Situational Applications
Situational applications are developed when a developer automates or facilitates a particular business function, process or activity by producing a special-purpose piece of software. In addition to any added capability, that new application can modify, enhance, customize or extend an existing application, or include and combine parts or components (or both) from multiple existing applications. Situational applications have the following characteristics:
- Frequently not recognized outside of the immediate department or business unit
- Built to solve an immediate, specific business problem with little concern whether the application fits other situations
- Developed in the most efficient, quick and easy manner possible
Speed, Simplicity, and Agility
WebSphere sMash is for developers who are looking for speed, simplicity, and agility. The features and capabilities it provides, as described in the following sections, provide those functions:
Speed
WebSphere sMash provides the following functions to promote speed in your development process:
- Dynamic scripting languages
- Increases productivity with reusable components and situational applications that require less time, fewer lines of code, and less specialized skill to produce. WebSphere sMash provides agile programming options using dynamic scripting with very few restrictions. The dynamic scripting languages currently supported are Groovy (for users with a strong affinity for Java™) and PHP.
- An integrated runtime environment
- The application is the server, so no deployment is necessary. Also, WebSphere sMash follows the convention over configuration approach that eliminates unnecessary manual coding. To optimize running agile scriptable applications, the virtual machine has also been enhanced.
- Agile applications that perform and scale
- As the need, scale, and volume of Web 2.0 situational applications grows, management systems like IBM WebSphere Extended Deployment can help run and manage these agile applications in an efficiently and cost effectively.
Simplicity
WebSphere sMash provides the following functions to promote simplicity in your development process:
- REST services expose and leverage preexisting content
- The popularity of REST is due to its simplicity, which WebSphere sMash provides by using REST to expose and leverage services. Other simple technologies are used to expose feeds (RSS) and access content in other applications (for example HTTP and JMS).

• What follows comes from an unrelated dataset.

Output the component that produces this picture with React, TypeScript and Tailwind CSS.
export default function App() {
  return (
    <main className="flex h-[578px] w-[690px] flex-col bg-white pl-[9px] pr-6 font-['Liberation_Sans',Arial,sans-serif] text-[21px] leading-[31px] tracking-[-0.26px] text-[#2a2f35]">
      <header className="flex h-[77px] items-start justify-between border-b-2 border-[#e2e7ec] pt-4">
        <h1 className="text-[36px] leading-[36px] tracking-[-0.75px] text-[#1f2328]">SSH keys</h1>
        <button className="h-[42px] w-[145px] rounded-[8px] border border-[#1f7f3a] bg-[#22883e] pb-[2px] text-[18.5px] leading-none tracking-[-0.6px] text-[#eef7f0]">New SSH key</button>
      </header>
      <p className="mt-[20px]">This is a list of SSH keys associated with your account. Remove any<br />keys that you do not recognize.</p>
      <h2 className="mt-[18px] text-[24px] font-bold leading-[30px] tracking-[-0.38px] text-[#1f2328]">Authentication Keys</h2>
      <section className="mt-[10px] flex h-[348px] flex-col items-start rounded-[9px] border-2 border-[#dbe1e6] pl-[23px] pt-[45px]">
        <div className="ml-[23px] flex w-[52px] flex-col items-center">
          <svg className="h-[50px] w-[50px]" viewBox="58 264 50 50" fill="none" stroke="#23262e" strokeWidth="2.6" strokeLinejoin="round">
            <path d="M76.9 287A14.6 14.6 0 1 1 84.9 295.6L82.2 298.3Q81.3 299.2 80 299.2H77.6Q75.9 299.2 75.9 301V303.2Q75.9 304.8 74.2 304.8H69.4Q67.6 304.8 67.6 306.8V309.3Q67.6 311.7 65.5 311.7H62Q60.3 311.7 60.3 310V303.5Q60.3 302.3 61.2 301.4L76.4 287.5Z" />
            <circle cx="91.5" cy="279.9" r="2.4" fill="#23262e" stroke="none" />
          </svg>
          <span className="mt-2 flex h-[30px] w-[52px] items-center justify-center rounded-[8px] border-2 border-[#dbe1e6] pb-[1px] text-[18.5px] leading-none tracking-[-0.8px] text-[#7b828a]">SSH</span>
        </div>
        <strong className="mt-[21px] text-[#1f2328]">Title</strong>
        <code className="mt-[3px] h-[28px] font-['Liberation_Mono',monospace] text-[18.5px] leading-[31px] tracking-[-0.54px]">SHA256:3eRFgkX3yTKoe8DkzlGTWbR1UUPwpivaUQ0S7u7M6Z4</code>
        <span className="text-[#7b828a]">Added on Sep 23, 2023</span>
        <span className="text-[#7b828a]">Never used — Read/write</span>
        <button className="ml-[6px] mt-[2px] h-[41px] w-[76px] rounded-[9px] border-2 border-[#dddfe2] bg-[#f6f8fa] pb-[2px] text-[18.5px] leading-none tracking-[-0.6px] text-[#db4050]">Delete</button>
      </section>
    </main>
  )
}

- REST-style architecture maintains SOA principles
- REST-style architecture embraces both SOA and the Web, enabling a component-centric model in which various server-side and client components can be reused in a scalable but simplistic way.
- Assembly-style development produces fast composite applications
- For extreme efficiency, you can build applications by assembling existing services and feeds (from both internal and external sources) into composite situational applications. Assembly-style development can be achieved using dynamic scripting (for example, by writing a Groovy or PHP script to catch a feed, merge it, and aggregate it). You can also use a visual assembly editor in the following ways:
- Use a visual UI editor, based on the Dojo toolkit, to create AJAX clients and other components.

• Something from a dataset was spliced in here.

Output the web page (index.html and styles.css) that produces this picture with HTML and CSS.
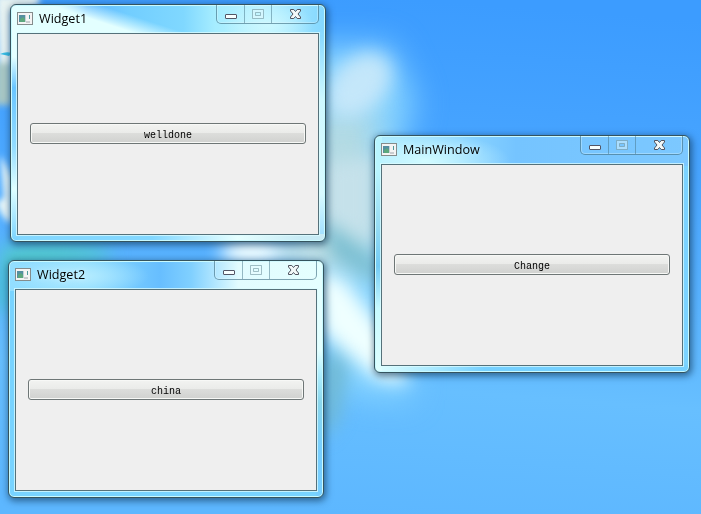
FILE: index.html
```html
<!DOCTYPE html>
<html lang="en">
<head>
<meta charset="utf-8">
<title>Desktop</title>
<link rel="stylesheet" href="styles.css">
</head>
<body>
<svg class="symbols" width="0" height="0" aria-hidden="true">
  <symbol id="app" viewBox="0 0 16 13">
    <rect x=".5" y=".5" width="15" height="12" fill="#f4f4f4" stroke="#848c8c"/>
    <rect x="2" y="3" width="6" height="7" fill="#548fa0"/>
    <path d="M3 10V7L6 5L8 7V10Z" fill="#5ca77d"/>
    <path d="M8.500 3V10" stroke="#c5d1d5"/>
    <path d="M12.500 3V7" stroke="#4e9a9b"/>
    <rect x="9" y="9" width="4" height="2" fill="#c9cccf"/>
  </symbol>
  <symbol id="min" viewBox="0 0 12 5">
    <rect x=".5" y=".5" width="11" height="4" rx=".5" fill="#f7ffff" stroke="#535665"/>
  </symbol>
  <symbol id="max" viewBox="0 0 12 10">
    <path d="M.5 .5H11.500V9.500H.5ZM3.500 3.500V6.500H8.500V3.500Z" fill="#e8faff" fill-opacity=".45" fill-rule="evenodd" stroke="#72949f" stroke-opacity=".6"/>
  </symbol>
  <symbol id="close" viewBox="0 0 11 10">
    <path d="M.5 .5H3.800L5.500 2.500L7.200 .5H10.500V2L8 5L10.500 8V9.500H7.200L5.500 7.500L3.800 9.500H.5V8L3 5L.5 2Z" fill="#f2f8f8" stroke="#50535f" stroke-linejoin="round"/>
  </symbol>
</svg>
<main class="desktop">
  <svg class="wallpaper" viewBox="0 0 701 514" aria-hidden="true">
    <defs>
      <linearGradient id="sky" x1=".6" y1="0" x2=".5" y2="1">
        <stop offset="0" stop-color="#3c9cff"/>
        <stop offset=".3" stop-color="#48a5ff"/>
        <stop offset=".75" stop-color="#67bfff"/>
        <stop offset="1" stop-color="#5db7ff"/>
      </linearGradient>
      <filter id="soft" x="-60%" y="-60%" width="220%" height="220%" color-interpolation-filters="sRGB"><feGaussianBlur stdDeviation="9"/></filter>
      <filter id="wide" x="-50%" y="-50%" width="200%" height="200%" color-interpolation-filters="sRGB"><feGaussianBlur stdDeviation="16"/></filter>
      <filter id="fine" x="-50%" y="-50%" width="200%" height="200%" color-interpolation-filters="sRGB"><feGaussianBlur stdDeviation="3"/></filter>
    </defs>
    <rect width="701" height="514" fill="url(#sky)"/>
    <g filter="url(#wide)">
      <path d="M290 45L390 45L415 100L400 150L410 400L340 390L280 240Z" fill="#8dd8ff" opacity=".9"/>
      <path d="M310 110H376V270H310Z" fill="#b5dbe3"/>
    </g>
    <g filter="url(#soft)">
      <ellipse cx="359" cy="85" rx="38" ry="26" transform="rotate(-45 359 85)" fill="#cbe9fa" opacity=".9"/>
      <path d="M322 165L375 155V245L322 220Z" fill="#c5e1ea"/>
      <path d="M324 220L380 263V285L324 250Z" fill="#78bdd0"/>
      <path d="M315 270L345 280L390 340L408 384L376 378L322 332Z" fill="#efffff"/>
      <path d="M325 345L347 365L338 420L322 440Z" fill="#71b9d1"/>
      <path d="M0 248Q55 236 115 252L100 262L0 272Z" fill="#50c8cb"/>
      <path d="M-5 270H12V310H-5Z" fill="#45bfd0"/>
      <ellipse cx="252" cy="252" rx="32" ry="14" fill="#f4ffff"/>
      <path d="M278 242H330V262H278Z" fill="#c1dde1"/>
    </g>
    <g filter="url(#fine)">
      <path d="M-5 -5H40L38 6L12 12L12 95L0 95Z" fill="#e7f3f3"/>
      <path d="M-5 63H12V105H-5Z" fill="#a8c7c5"/>
      <path d="M0 155Q7 165 12 178V223Q2 220 -4 202L4 198Z" fill="#e8f6f8"/>
      <path d="M70 -3H220V7H110Z" fill="#459fff" opacity=".6"/>
    </g>
    <path d="M0 54Q6 51 12 53L9 56Z" fill="#37bce5"/>
  </svg>

  <section class="window widget-one">
    <header class="titlebar">
      <svg class="app-icon"><use href="#app"/></svg><h1 class="title">Widget1</h1>
      <div class="controls"><span class="control"><svg class="min"><use href="#min"/></svg></span><span class="control"><svg class="max"><use href="#max"/></svg></span><span class="control close"><svg class="cross"><use href="#close"/></svg></span></div>
    </header>
    <div class="client"><button class="push" type="button">welldone</button></div>
  </section>

  <section class="window widget-two">
    <header class="titlebar">
      <svg class="app-icon"><use href="#app"/></svg><h1 class="title">Widget2</h1>
      <div class="controls"><span class="control"><svg class="min"><use href="#min"/></svg></span><span class="control"><svg class="max"><use href="#max"/></svg></span><span class="control close"><svg class="cross"><use href="#close"/></svg></span></div>
    </header>
    <div class="client"><button class="push" type="button">china</button></div>
  </section>

  <section class="window main-window">
    <header class="titlebar">
      <svg class="app-icon"><use href="#app"/></svg><h1 class="title">MainWindow</h1>
      <div class="controls"><span class="control"><svg class="min"><use href="#min"/></svg></span><span class="control"><svg class="max"><use href="#max"/></svg></span><span class="control close"><svg class="cross"><use href="#close"/></svg></span></div>
    </header>
    <div class="client"><button class="push" type="button">Change</button></div>
  </section>
</main>
</body>
</html>
```
FILE: styles.css
```css
* { box-sizing: border-box; }
body { margin: 0; overflow: hidden; }
.symbols { position: absolute; }
.desktop { position: relative; width: 701px; height: 514px; overflow: hidden; }
.wallpaper { display: block; width: 701px; height: 514px; }

.window {
  position: absolute;
  display: flex;
  flex-direction: column;
  width: 316px;
  height: 238px;
  padding: 0 6px 6px;
  border: 1px solid #35545f;
  border-radius: 6px;
  box-shadow: inset 0 0 0 1px #c9faff, 1px 2px 7px 1px rgba(10, 45, 75, .6);
}
.widget-one {
  left: 10px;
  top: 4px;
  background:
    linear-gradient(90deg, transparent 45%, #e6ffff 72%, #c8ebf5 92%) bottom / 100% 7px no-repeat,
    linear-gradient(180deg, transparent 10%, #cef8ff 40%, #d8faff 80%, #9bdcff) right / 7px 100% no-repeat,
    linear-gradient(180deg, #e5ffff 22%, #69c5ff 35%, #93dcff 60%, #e0ffff 78%, #79d3ff) left / 7px 100% no-repeat,
    radial-gradient(ellipse 45px 25px at 257px 20px, #ccf8ff, rgba(204, 248, 255, 0)),
    linear-gradient(18deg, #e3ffff 0 40px, rgba(227, 255, 255, 0) 56px) 0 0 / 200px 30px no-repeat,
    linear-gradient(90deg, #d6faff 12%, #62b9ff 24%, #72ceff 38%, #80d8ff 55%, #a6edff 65%, #b9f1ff 80%, #83d7ff) top / 100% 30px no-repeat,
    #82d7ff;
}
.widget-two {
  left: 8px;
  top: 260px;
  background:
    linear-gradient(180deg, #e4ffff 38%, #aeeeff 48%, #8ad6ec 60%, #77ceff 80%) right / 7px 100% no-repeat,
    radial-gradient(ellipse 70px 20px at 70px 15px, #b8edff, rgba(184, 237, 255, 0)),
    linear-gradient(90deg, #93deff, #8adcff 25%, #67beff 48%, #80d0ff 58%, #e2fcff 73%, #e5ffff) top / 100% 30px no-repeat,
    #78d3ff;
}
.main-window {
  left: 374px;
  top: 135px;
  background:
    linear-gradient(180deg, #b9f5ff 15%, #96dcf4 38%, #73cbf5 55%, #c7faff 73%, #e0ffff) left / 7px 100% no-repeat,
    linear-gradient(90deg, #e0ffff, #a5e7ff 20%, #75d0ff 35%) bottom / 100% 7px no-repeat,
    radial-gradient(ellipse 85px 28px at 50px 25px, #d2fbff, rgba(210, 251, 255, 0)),
    linear-gradient(90deg, #b0edff, #8bd5ff 28%, #75c4ff 45%, #7cc8ff) top / 100% 30px no-repeat,
    #7bd3ff;
}
.titlebar { display: flex; flex: 0 0 28px; align-items: flex-start; }
.app-icon { flex: none; width: 16px; height: 13px; margin-top: 7px; }
.title {
  flex: 1;
  margin: 5px 0 0 6px;
  font: 400 12.6px/17px "Open Sans", "Noto Sans", sans-serif;
  color: #000;
  text-shadow: 0 0 5px rgba(225, 255, 255, .7);
}
.controls {
  display: flex;
  flex: none;
  width: 103px;
  height: 19px;
  border: 1px solid rgba(70, 115, 135, .65);
  border-top: 0;
  border-radius: 0 0 5px 5px;
  box-shadow: inset 0 0 0 1px rgba(225, 250, 255, .35);
}
.control { display: flex; width: 28px; justify-content: center; align-items: flex-start; border-right: 1px solid rgba(70, 115, 135, .5); }
.control + .control { width: 27px; }
.control.close { flex: 1; border-right: 0; padding-left: 1px; }
.min { width: 12px; height: 5px; margin-top: 9px; }
.max { width: 12px; height: 10px; margin-top: 4px; }
.cross { width: 11px; height: 10px; margin-top: 4px; }
.client {
  flex: 1;
  display: flex;
  align-items: center;
  padding: 0 12px 1px;
  border: 1px solid #55717a;
  background: #efefef;
  box-shadow: 0 0 0 1px rgba(220, 252, 255, .75);
}
.push {
  width: 100%;
  height: 21px;
  padding: 4px 0 0;
  border: 1px solid #6e7676;
  border-radius: 3px;
  background: linear-gradient(#f2f3f1 0, #eaebe9 48%, #dcdddb 50%, #d0d1cf 100%);
  box-shadow: inset 0 0 0 1px #f7f8f6;
  font: 400 10px/15px "Liberation Mono", monospace;
  color: #000;
}
```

- Use a visual flow-based editor to assemble, combine, and coordinate a series of service calls together into a flow, or to configure components that can connect to other internal or external systems.
Agility
WebSphere sMash provides the following functions to promote agility in your development process:
- End-to-end development and runtime environment
- You can develop situational applications and components in highly agile ways. Creating assembly-style applications, for example, requires far fewer different development roles than traditional Web development, your work is not handed to multiple people. Also, the end-to-end browser-based tooling enables you to develop on both the client-side and server-side, plus you can deliver front end widgets for other tools that enable you to wire components together.
- Component-style development and delivery
- WebSphere sMash provides the ability to build reusable building blocks, content, templates, and patterns, and the ability to reuse any WebSphere sMash content in the form of front end widgets.

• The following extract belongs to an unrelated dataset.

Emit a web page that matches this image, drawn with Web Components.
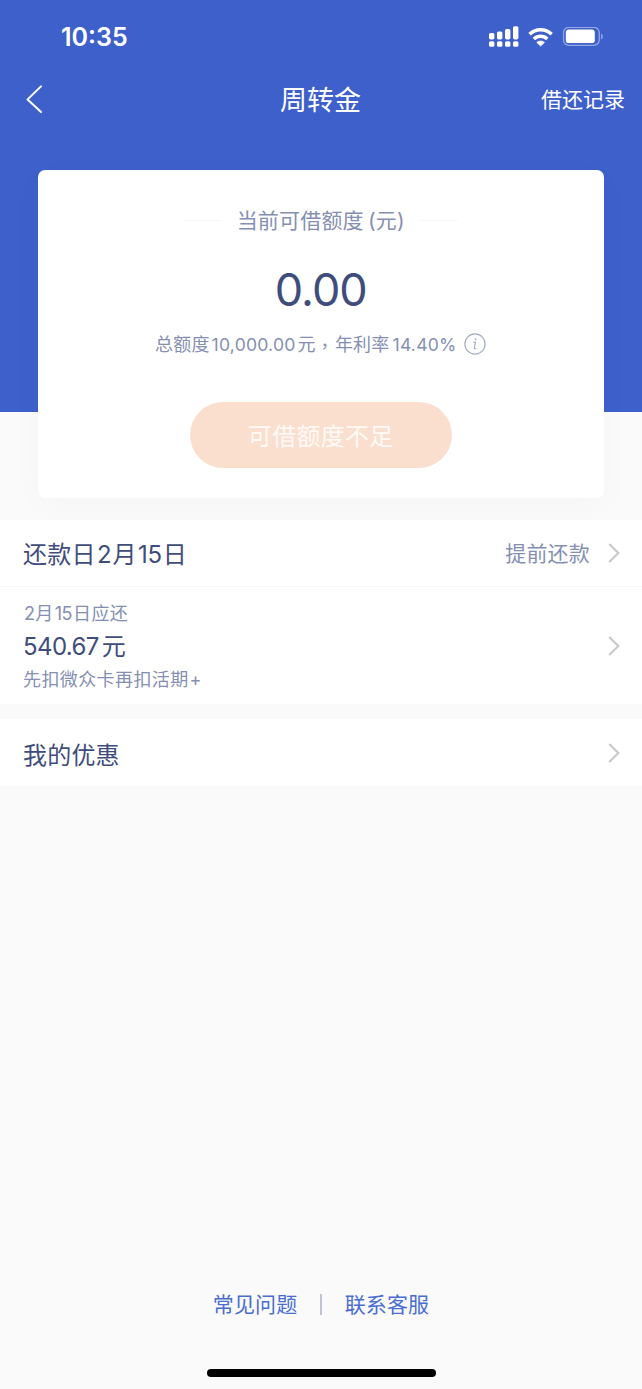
<!DOCTYPE html>
<html lang="zh-CN">
<head>
<meta charset="UTF-8">
<meta name="viewport" content="width=device-width, initial-scale=1.0">
<title>周转金</title>
<style>
  :root {
    --blue: #3e60cb;
    --page: #fafafa;
    --text-dark: #3f4d7c;
    --text-soft: #858fb2;
    --arrow: #c8c8c8;
    --link: #4a6dd0;
  }
  body {
    margin: 0;
    background: var(--page);
    font-family: Inter, "Noto Sans CJK SC", sans-serif;
    font-weight: 400;
  }
</style>
</head>
<body>
<loan-page>
  <status-bar slot="header" time="10:35"></status-bar>
  <nav-bar slot="header" action="借还记录">周转金</nav-bar>

  <quota-card caption="当前可借额度 (元)" amount="0.00" button="可借额度不足">
    <text-run>总额度</text-run><text-run class="n1">10,000.00</text-run><text-run>元</text-run><text-run class="tc">，</text-run><text-run>年利率</text-run><text-run class="n2">14.40%</text-run>
  </quota-card>

  <list-group>
    <list-row class="day">还款日<text-run class="num">2</text-run>月<text-run class="num">15</text-run>日<span slot="extra">提前还款</span></list-row>
    <bill-row>
      <span slot="date"><text-run class="num">2</text-run>月<text-run class="num">15</text-run>日应还</span>
      <span slot="sum">540.67<text-run class="yuan">元</text-run></span>
      <span slot="note">先扣微众卡再扣活期<text-run class="plus">+</text-run></span>
    </bill-row>
  </list-group>
  <list-group>
    <list-row class="offer">我的优惠</list-row>
  </list-group>

  <page-links slot="footer">
    <span slot="left">常见问题</span>
    <span slot="right">联系客服</span>
  </page-links>
</loan-page>

<script>
function attach(el, html) {
  const root = el.attachShadow({ mode: "open" });
  root.innerHTML = html;
  return root;
}

/* PAGINA */
class LoanPage extends HTMLElement {
  connectedCallback() {
    attach(this, `
      <style>
        :host { display: flex; flex-direction: column; height: 1389px; overflow: hidden; }
        header { height: 412px; flex: none; background: var(--blue); }
        main { margin-top: -242px; display: flex; flex-direction: column; }
        footer { margin-top: auto; display: flex; flex-direction: column; align-items: center; }
        .home { width: 229px; height: 8px; margin: 48px 0 12px; border-radius: 4px; background: #000; }
      </style>
      <header><slot name="header"></slot></header>
      <main><slot></slot></main>
      <footer><slot name="footer"></slot><div class="home"></div></footer>`);
  }
}

/* STATUS BAR */
class StatusBar extends HTMLElement {
  connectedCallback() {
    attach(this, `
      <style>
        :host { display: flex; justify-content: space-between; align-items: center; height: 74px; padding: 0 38px 0 61px; box-sizing: border-box; color: #fff; }
        .time { font-size: 25px; font-weight: 600; line-height: 30px; }
        .icons { display: flex; align-items: center; }
        svg { display: block; }
        .wifi { margin: 0 9px 0 8px; }
      </style>
      <span class="time">${this.getAttribute("time")}</span>
      <div class="icons">
        <svg width="31" height="22" viewBox="0 0.6 31 22" fill="#fff">
          <rect x="0" y="7.5" width="5.4" height="6.5" rx="1.6"/>
          <rect x="8" y="6" width="5.4" height="8" rx="1.6"/>
          <rect x="16" y="3.5" width="5.4" height="10.5" rx="1.6"/>
          <rect x="24" y="0.8" width="5.4" height="13.2" rx="1.6"/>
          <rect x="0" y="15.8" width="5.4" height="5.6" rx="1.6"/>
          <rect x="8" y="15.8" width="5.4" height="5.6" rx="1.6"/>
          <rect x="16" y="15.8" width="5.4" height="5.6" rx="1.6"/>
          <rect x="24" y="15.8" width="5.4" height="5.6" rx="1.6"/>
        </svg>
        <svg class="wifi" width="26" height="20" viewBox="0 0 26 20">
          <path d="M1.6 7.2C7.8 1.2 17.4 1.2 23.6 7.2" fill="none" stroke="#fff" stroke-width="3.6"/>
          <path d="M5.9 11.9C9.7 8.3 15.5 8.3 19.3 11.9" fill="none" stroke="#fff" stroke-width="3.5"/>
          <path d="M8.8 15.4C11 13.6 14.2 13.6 16.4 15.4L12.6 19Z" fill="#fff" stroke="#fff" stroke-width="0.8" stroke-linejoin="round"/>
        </svg>
        <svg width="41" height="20" viewBox="0.4 0.6 41 20">
          <rect x="0.9" y="0.9" width="35.8" height="18" rx="5.4" fill="none" stroke="#fff" stroke-opacity="0.45" stroke-width="1.3"/>
          <rect x="3.2" y="3.1" width="29" height="13.6" rx="3.2" fill="#fff"/>
          <path d="M38.6 7V13C40.6 12.2 40.6 7.8 38.6 7Z" fill="#fff" fill-opacity="0.5"/>
        </svg>
      </div>`);
  }
}

/* BARRA DE TITULO */
class NavBar extends HTMLElement {
  connectedCallback() {
    attach(this, `
      <style>
        :host { display: grid; grid-template-columns: 1fr auto 1fr; align-items: center; height: 50px; padding: 0 17px 0 25px; color: #fff; }
        svg { display: block; }
        .title { font-size: 27px; line-height: 40px; margin-right: 9px; padding-top: 3px; }
        .action { justify-self: end; font-size: 21px; line-height: 32px; padding-top: 2px; }
      </style>
      <svg width="18" height="28" viewBox="0 0 18 28"><path d="M16 1.4L2.6 14.4L16 27" fill="none" stroke="#fff" stroke-width="2" stroke-linejoin="round" stroke-linecap="round"/></svg>
      <span class="title"><slot></slot></span>
      <span class="action">${this.getAttribute("action")}</span>`);
  }
}

/* TRECHO DE TEXTO */
class TextRun extends HTMLElement {
  connectedCallback() {
    attach(this, `
      <style>
        :host { display: inline-block; }
        :host(.n1) { font-size: 17.6px; margin: 0 2px 0 2px; letter-spacing: 0.2px; }
        :host(.n2) { font-size: 17.6px; margin: 0 0 0 3px; letter-spacing: 0.2px; }
        :host(.tc) { font-family: "Noto Sans CJK TC", sans-serif; margin-right: 1px; }
        :host(.num) { margin: 0 0.05em; letter-spacing: -0.4px; }
        :host(.yuan) { margin-left: 3px; }
        :host(.plus) { margin-left: 1px; }
      </style>
      <slot></slot>`);
  }
}

/* CARTAO DE LIMITE */
class QuotaCard extends HTMLElement {
  connectedCallback() {
    attach(this, `
      <style>
        :host { display: flex; flex-direction: column; align-items: center; height: 328px; margin: 0 38px 22px 37.5px; padding-top: 37px; box-sizing: border-box; border-radius: 7px; background: #fff; box-shadow: 0 8px 36px rgba(0, 0, 0, 0.025); }
        .caption { display: flex; align-items: center; gap: 15px; font-size: 21px; line-height: 28px; letter-spacing: 0.2px; color: var(--text-soft); word-spacing: -2px; }
        .caption i { width: 38px; height: 1px; margin-top: -2px; background: #f7f7f8; }
        .amount { margin-top: 25px; font-size: 45px; line-height: 60px; letter-spacing: -1px; color: var(--text-dark); }
        .detail { display: flex; align-items: center; margin-top: 11px; font-size: 18px; line-height: 28px; letter-spacing: 0.2px; color: var(--text-soft); }
        .detail svg { margin: -2px 0 0 8px; }
        button { width: 262px; height: 66px; margin-top: 43px; padding: 0 0 2px; border: 0; border-radius: 33px; background: #fadfcf; color: #fffaf7; font: inherit; font-size: 24px; letter-spacing: 0.3px; }
      </style>
      <div class="caption"><i></i><span>${this.getAttribute("caption")}</span><i></i></div>
      <div class="amount">${this.getAttribute("amount")}</div>
      <div class="detail">
        <slot></slot>
        <svg width="22" height="22" viewBox="0 0 22 22" fill="none" stroke="#a3abc6">
          <circle cx="11" cy="11" r="10.1" stroke-width="1.2"/>
          <path d="M9.2 9.2H11.4L10.3 15.2Q10.2 16.2 12.2 15.4" stroke-width="1.1"/>
          <circle cx="11.7" cy="6.2" r="0.9" fill="#a3abc6" stroke="none"/>
        </svg>
      </div>
      <button>${this.getAttribute("button")}</button>`);
  }
}

/* LISTAS */
const arrow = `<svg width="12" height="20" viewBox="0 0 12 20"><path d="M1.2 1L10.4 10L1.2 19" fill="none" stroke="var(--arrow)" stroke-width="2"/></svg>`;

class ListGroup extends HTMLElement {
  connectedCallback() {
    attach(this, `
      <style>
        :host { display: block; margin-bottom: 15px; background: #fff; position: relative; }
      </style>
      <slot></slot>`);
  }
}

class ListRow extends HTMLElement {
  connectedCallback() {
    attach(this, `
      <style>
        :host { display: flex; align-items: center; height: 67px; padding: 0 22px 0 23px; box-sizing: border-box; font-size: 24px; line-height: 36px; color: var(--text-dark); }
        :host(.day) { border-bottom: 1px solid #f6f6f6; letter-spacing: 0.3px; }
        .label { flex: 1; padding-top: 3px; }
        :host(.offer) .label { padding-top: 6px; letter-spacing: 0.2px; }
        .extra { font-size: 21px; letter-spacing: 0.2px; padding-top: 2px; color: var(--text-soft); margin-right: 18px; }
        svg { display: block; }
      </style>
      <span class="label"><slot></slot></span>
      <span class="extra"><slot name="extra"></slot></span>
      ${arrow}`);
  }
}

class BillRow extends HTMLElement {
  connectedCallback() {
    attach(this, `
      <style>
        :host { display: flex; align-items: center; height: 117px; padding: 0 22px 0 23px; box-sizing: border-box; }
        .info { flex: 1; display: flex; flex-direction: column; padding-top: 2px; color: var(--text-soft); font-size: 18px; line-height: 30px; letter-spacing: 0.4px; }
        .sum { font-size: 24px; line-height: 36px; letter-spacing: -0.6px; color: var(--text-dark); }
        svg { display: block; }
      </style>
      <div class="info">
        <slot name="date"></slot>
        <div class="sum"><slot name="sum"></slot></div>
        <slot name="note"></slot>
      </div>
      ${arrow}`);
  }
}

/* LINKS DO RODAPE */
class PageLinks extends HTMLElement {
  connectedCallback() {
    attach(this, `
      <style>
        :host { display: flex; align-items: center; gap: 23px; font-size: 21px; line-height: 32px; letter-spacing: 0.1px; color: var(--link); }
        i { width: 1.5px; height: 21px; margin-top: -1px; background: #bfc3d3; }
      </style>
      <slot name="left"></slot><i></i><slot name="right"></slot>`);
  }
}

customElements.define("loan-page", LoanPage);
customElements.define("status-bar", StatusBar);
customElements.define("nav-bar", NavBar);
customElements.define("text-run", TextRun);
customElements.define("quota-card", QuotaCard);
customElements.define("list-group", ListGroup);
customElements.define("list-row", ListRow);
customElements.define("bill-row", BillRow);
customElements.define("page-links", PageLinks);
</script>
</body>
</html>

- Integrated environment to manage agile applications
- The integrated environment of WebSphere sMash is ideal for cost effectively enabling and managing Web 2.0 applications in highly optimal ways.
Leveraging REST
WebSphere sMash simplifies the task of creating applications using the Representational State Transfer (REST) architectural style. The most important HTTP methods are POST, GET, PUT and DELETE. These are often compared with the CREATE, READ, UPDATE, DELETE (CRUD) operations associated with database technologies. RESTful designs often make use of collections. A collection is a simple model for manipulating a set of resources. Collections have member items that you can add, remove, update and delete. You can also get a list of members in the collection, as shown in the following table.
| HTTP Method | URI | Description |
|---|---|---|
| GET | /people | list members |
| POST | /people | create member |
| GET | /people/1 | retrieve member |
| PUT | /people/1 | update member |
| DELETE | /people/1 | delete member |
You can find more information about REST on the following wikipedia page.
Why PHP and Groovy?
Groovy is a scripting language that supports Java syntax and provides template capability. This allows the large community of developers with Java skills to script WebSphere sMash applications quickly. Groovy scripts are converted, under the covers, into Java classes and run in the same JVM as the rest of the WebSphere sMash Java code.
PHP is a popular scripting language that enables developers to quickly and easily develop Web applications. The large community of developers with PHP skills and the availability of reusable PHP assets on the Web, make PHP a logical choice for scripting WebSphere sMash applications. WebSphere sMash includes an implementation of a runtime to support the PHP language, written in Java. Currently supported functions are listed in the core functions information found in the PHP function information in the PHP Guide. Currently supported language features are listed in the PHP language features information in the PHP Guide. Background information about PHP can be found on this wikipedia page.